Real leadership liberates, never limits: it unleashes people to work with passion. Effective universities recognize that strength in academic programs exists on the ground, with engaged faculty, staff, and students working towards common university goals.
Good managers empower their employees to do well by giving opportunities to excel; bad managers disempower their employees by hoarding those opportunities…Micromanagement restricts the ability of micromanaged people to develop and grow, and it also limits what the micromanager’s team can achieve, because everything has to go through him or her.
This reflection is not high-minded academic thinking; it works at the local McDonald’s franchise, and hardware store; at the mom and pop grocers on the corner, and at GM, IBM, and ADM. It could work in the statehouse too, but bureaucrats, pen-pushers and politicians pilfer purpose, too frequently by design; almost always for self-protection and self-preservation; too rarely for progress.
Little has a greater impact on effectiveness and efficiency in an organization than management’s willingness to trust and delegate. A lack of delegation steals the life and spirit of those who toil for students, and without them, there is nothing. No trust.
Staffs, clerical workers, assistants and advisors of every stripe imaginable are the front lines in putting a face on a university. The face cannot be given from marketeers…it must come from within and from the “neighborhoods” in which work is carried out: colleges. The university’s face is joined to the campus spirit because there is a fit between responsibility and authority. Without that fit, people give up on the work. Micromanagement becomes a form of theft as initiative is drained from those who labor.
My good friend, who has spent his entire life in apple orchards, would agree. Hire good people to work the trees and let them ply their craft. Teach and lead them, but you can’t cut every branch yourself. Simple leadership and management: no mysteries.
At another level, micromanagement robs the life of an enterprise because those who should be concerned with vision and the pronouncement of the value of the organization to the greater community are consumed with details. Leaders who major in the minors and are driven by the fantasy of complete control can’t lead.

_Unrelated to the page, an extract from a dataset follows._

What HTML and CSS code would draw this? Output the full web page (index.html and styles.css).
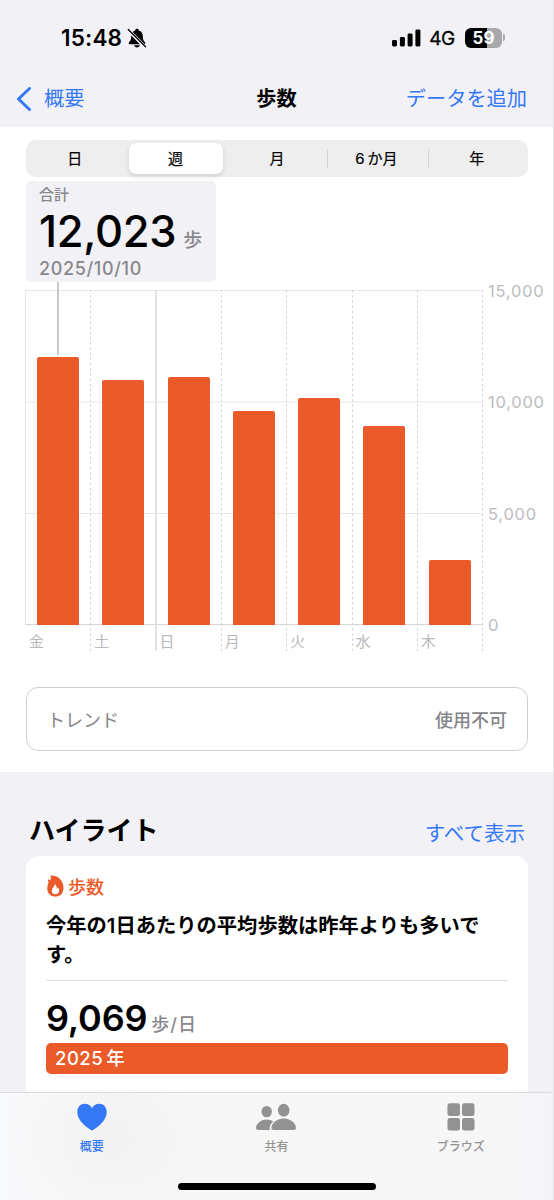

Micromanagement robs an enterprise simultaneously from the bottom up and the top down. The intended effect of micromanagement — precision, cadence, and near perfection — is impossible to attain and creates frustration from above. Discouragement from the bottom up occurs as those who want to work become disenfranchised and fearful of taking risk. Without risk, attainment of quality is impossible.
All micromanagers suffer from some form of perfectionist thinking, or a lack of confidence in those with whom they work, leading to the deadening effect of sapped individual initiative. Initiative correctly managed makes organizations come to life. Micromanagement in any form paralyzes purpose, progress, and performance as fear drives decision making.
Micromanagement comes from leaders who fear failure. The perpetual goal of the fearful leader/manager is to make sure that he/she can’t be accountable for anything but success. Only confident leadership is willing to accept blame when organizations sputter. The blame game, a cousin of micromanagement, likewise robs initiative, and has the opposite effect of attaining perfection and quality. Fear of reprimand by a micromanager stymies energetic workers and drives initiative out the door.
According to the National Federation of Independent Business, micromanagers are “control freaks.” This evidences itself as unwillingness to delegate, reluctance to hand out creative tasks, and a constant hovering over those managed. Frequently these traits are followed by an immediate retraction of a duty or task at the first sign of faltering.
On the other side of the coin, Larry Popelka, in Bloomberg Business Week’s “In Praise of Micromanagers” last October cited luminaries Steve Jobs of Apple, Larry Ellison, Oracle’s leader, and Bill Gates. He even threw in Walt Disney. I would argue that each of these leaders engage toward purposeful ends, believing details important to excellence. German-born architect Ludwig Mies van der Rohe is often credited with the thought, “God is in the details.” Maybe, but that does not mean that micromanagement makes God, or the details, better.
I bet Jobs, Ellison, Gates and Disney would agree.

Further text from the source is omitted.